The potential for Edge AI is ridiculously high. In 2018, Edge AI device shipments were about 160m units, and it is forecasted to reach about 2.6b by 2025, according to Tractica’s research. The revenues from the Edge AI industry is forecasted to reach US$ 52 billion by 2025 as it grows at a 41% compounded annual growth rate. We estimate APAC to deliver most of this growth as China and other South East Asian countries are ahead of the curve when it comes to technology revolutionising the economy.
Such a technology enables machine learning and artificial intelligence at the source. Brianchip has developed a chip that mimics a human brain. Our detailed report on Brainchip talks about its applications and the potential that lies within its product.
A disruption in the memory industry maybe underway as well. DRAM is a high speed and highly volatile memory. In a nutshell, high volatility means the chips lose the data as soon as power is cut off. The chips are associated with high power consumption and high costs per every gigabyte of memory. The data is limited to 2D density.
Flash however is quite the opposite.

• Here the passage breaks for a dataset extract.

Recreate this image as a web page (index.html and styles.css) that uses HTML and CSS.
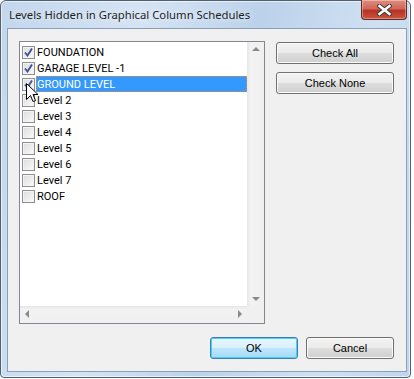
FILE: index.html
```html
<!DOCTYPE html>
<html lang="en">
<head>
    <meta charset="UTF-8">
    <title>Levels Hidden in Graphical Column Schedules</title>
    <link rel="stylesheet" href="styles.css">
</head>
<body>
    <div class="window">
        <div class="titlebar">
            <span class="title">Levels Hidden in Graphical Column Schedules</span>
            <div class="close-btn">
                <svg width="15" height="12" viewBox="0 0 15 12">
                    <path d="M2.5 2 L12.5 10 M12.5 2 L2.5 10" stroke="#3d3d3d" stroke-width="4.5" stroke-linecap="square"/>
                    <path d="M2.5 2 L12.5 10 M12.5 2 L2.5 10" stroke="#ffffff" stroke-width="2.5" stroke-linecap="square"/>
                </svg>
            </div>
        </div>

        <div class="client">
            <div class="top-row">
                <div class="listbox">
                    <ul class="items" id="items"></ul>
                    <div class="vscroll">
                        <span class="arrow up"></span>
                        <span class="arrow down"></span>
                    </div>
                    <div class="hscroll">
                        <span class="arrow left"></span>
                        <span class="arrow right"></span>
                    </div>
                    <div class="corner"></div>
                </div>
                <div class="side-buttons">
                    <button class="btn">Check All</button>
                    <button class="btn">Check None</button>
                </div>
            </div>
            <div class="bottom-row">
                <button class="btn default">OK</button>
                <button class="btn">Cancel</button>
            </div>

            <svg class="cursor" width="13" height="20" viewBox="0 0 13 20">
                <path d="M0.5 0.5 L0.5 16.5 L4.5 12.5 L7 18.5 L9.5 17.5 L7 11.5 L12 11.5 Z" fill="#fff" stroke="#000" stroke-width="1"/>
            </svg>
        </div>
    </div>

    <script>
        var levels = [
            ['FOUNDATION', true],
            ['GARAGE LEVEL -1', true],
            ['GROUND LEVEL', true],
            ['Level 2', false],
            ['Level 3', false],
            ['Level 4', false],
            ['Level 5', false],
            ['Level 6', false],
            ['Level 7', false],
            ['ROOF', false]
        ];
        var tick = '<svg width="9" height="9" viewBox="0 0 9 9"><path d="M1 4.5 L3.5 7.5 L8 0.5" fill="none" stroke="#3f5495" stroke-width="1.9"/></svg>';

        var html = '';
        levels.forEach(function(level, index) {
            var selected = index === 2 ? ' selected' : '';
            html += '<li class="item">' +
                '<span class="check">' + (level[1] ? tick : '') + '</span>' +
                '<span class="label' + selected + '">' + level[0] + '</span>' +
                '</li>';
        });
        document.getElementById('items').innerHTML = html;
    </script>
</body>
</html>
```

FILE: styles.css
```css
body {
    margin: 0;
    background-color: #ffffff;
    font-family: "Liberation Sans", Arial, sans-serif;
    font-size: 11px;
}
.window {
    position: relative;
    box-sizing: border-box;
    width: 411px;
    height: 378px;
    border: 1px solid #51606f;
    border-radius: 6px 6px 4px 4px;
    background: linear-gradient(100deg, #c2d6ed 0%, #d5e4f4 30%, #bcd2ea 55%, #cfe0f2 80%, #c0d5ec 100%);
    box-shadow: inset 0 0 0 1px rgba(255,255,255,0.6);
}
.titlebar {
    display: flex;
    align-items: flex-start;
    height: 27px;
}
.title {
    margin: 6px 0 0 8px;
    font-family: "Noto Sans", "Open Sans", sans-serif;
    font-size: 11.3px;
    color: #1e1e1e;
    text-shadow: 0 0 6px rgba(255,255,255,0.9);
}
.close-btn {
    position: absolute;
    top: -1px;
    right: 3px;
    width: 46px;
    height: 20px;
    box-sizing: border-box;
    border: 1px solid #5c2a23;
    border-top: none;
    border-radius: 0 0 4px 4px;
    background: linear-gradient(#e08d7f 0%, #d0675a 45%, #b73220 55%, #c8553f 100%);
    box-shadow: inset 0 0 0 1px rgba(255,255,255,0.35);
    display: flex;
    align-items: center;
    justify-content: center;
}
.client {
    position: relative;
    box-sizing: border-box;
    margin-left: 6px;
    width: 400px;
    height: 344px;
    border: 1px solid #8aa0b8;
    background-color: #f0f0f0;
    padding: 12px 12px 11px 11px;
}
.top-row {
    display: flex;
    gap: 11px;
}
.listbox {
    box-sizing: border-box;
    width: 247px;
    height: 283px;
    border: 1px solid #828790;
    background-color: #ffffff;
    display: grid;
    grid-template-columns: 1fr 17px;
    grid-template-rows: 1fr 17px;
}
.items {
    list-style: none;
    margin: 0;
    padding: 2px 0 0 2px;
    overflow: hidden;
    font-family: Roboto, "Liberation Sans", sans-serif;
}
.item {
    display: flex;
    align-items: center;
    height: 16px;
}
.check {
    box-sizing: border-box;
    width: 13px;
    height: 13px;
    margin-right: 1px;
    border: 1px solid #8f8f8f;
    background: linear-gradient(135deg, #dcdcdc, #fafafa);
    box-shadow: inset 0 0 0 1px #f4f4f4;
    display: flex;
    align-items: center;
    justify-content: center;
}
.label {
    flex: 1;
    height: 16px;
    line-height: 17px;
    padding-left: 1px;
    color: #000000;
    white-space: nowrap;
}
.label.selected {
    box-sizing: border-box;
    background-color: #3399ff;
    color: #ffffff;
    outline: 1px dotted #e08a3c;
    outline-offset: -1px;
}
.vscroll {
    position: relative;
    background: linear-gradient(90deg, #e6e6e6, #f2f2f2 20%, #f0f0f0);
}
.hscroll {
    position: relative;
    background: linear-gradient(#e6e6e6, #f2f2f2 20%, #f0f0f0);
}
.corner {
    background-color: #f0f0f0;
}
.arrow {
    position: absolute;
    width: 0;
    height: 0;
}
.arrow.up {
    top: 5px;
    left: 5px;
    border-left: 4px solid transparent;
    border-right: 4px solid transparent;
    border-bottom: 4px solid #8a8a8a;
}
.arrow.down {
    bottom: 5px;
    left: 5px;
    border-left: 4px solid transparent;
    border-right: 4px solid transparent;
    border-top: 4px solid #8a8a8a;
}
.arrow.left {
    left: 5px;
    top: 4px;
    border-top: 4px solid transparent;
    border-bottom: 4px solid transparent;
    border-right: 4px solid #8a8a8a;
}
.arrow.right {
    right: 5px;
    top: 4px;
    border-top: 4px solid transparent;
    border-bottom: 4px solid transparent;
    border-left: 4px solid #8a8a8a;
}
.side-buttons {
    display: flex;
    flex-direction: column;
    gap: 8px;
    padding-top: 1px;
}
.btn {
    box-sizing: border-box;
    width: 118px;
    height: 22px;
    padding: 0;
    border: 1px solid #707070;
    border-radius: 3px;
    background: linear-gradient(#f2f2f2 0%, #ebebeb 48%, #dddddd 52%, #cfcfcf 100%);
    box-shadow: inset 0 0 0 1px #fbfbfb;
    font-family: "Liberation Sans", Arial, sans-serif;
    font-size: 11px;
    color: #000000;
}
.bottom-row {
    display: flex;
    justify-content: flex-end;
    gap: 8px;
    margin-top: 13px;
}
.bottom-row .btn {
    width: 88px;
}
.btn.default {
    border-color: #3c7fb1;
    background: linear-gradient(#eaf6fd 0%, #d9f0fc 48%, #bee6fd 52%, #a7d9f5 100%);
    box-shadow: inset 0 0 0 1px #48d1ff;
}
.cursor {
    position: absolute;
    left: 18px;
    top: 54px;
}
```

Its costs have been decreasing every passing year. It comes with speed much lower than DRAM, but it has 3D density capabilities (meaning, more data can be stored), and very low volatility & power consumption.
4DS and Weebit Nano are both trying to disrupt the industry with innovative products in this space. The market size for DRAM at the end of 2019 was US$ 45 billion. While that of Flash memory is about US$ 60 billion. The demand in the industry is at levels that we have never seen before as storage requirements are growing at 2x year-on-year.
Robotics will improve efficiencies and reduce costs in the manufacturing industry. The use of robotics in the construction industry is still in the infant stage. Construction Robots are now slowly realizing commercial potential as automation procedures are becoming easier with better technologies.
We believe this disruption of the industry will happen in due course as more companies develop and enable technologies in this space. FBR Limited looks to be doing just that. The firm’s Hadrian X robot has recently completed construction of a display home in Perth.
Source: FBR Limited
The technology sector in Australia is at the early stage. With government support and education increasing the capabilities for innovation, Australia is positioned well to drive the change to a digital economy and reduce its reliance on the energy sector.
The metrics that determine valuations of tech firms are different, and investors are required to skill-up and invest or be left behind during the imminent big boom.
The emerging industries with firms like BrainChip, FBR, Weebit Nano, etc. are a good starting point to understand the innovations being made down under. Blue chips such as Afterpay, Xero, and Nextdc have already showed the capabilities of a truly globalised and interconnected world we live in. They are able to enter new markets and capture them – increasing their potential and justifying sky-high valuations.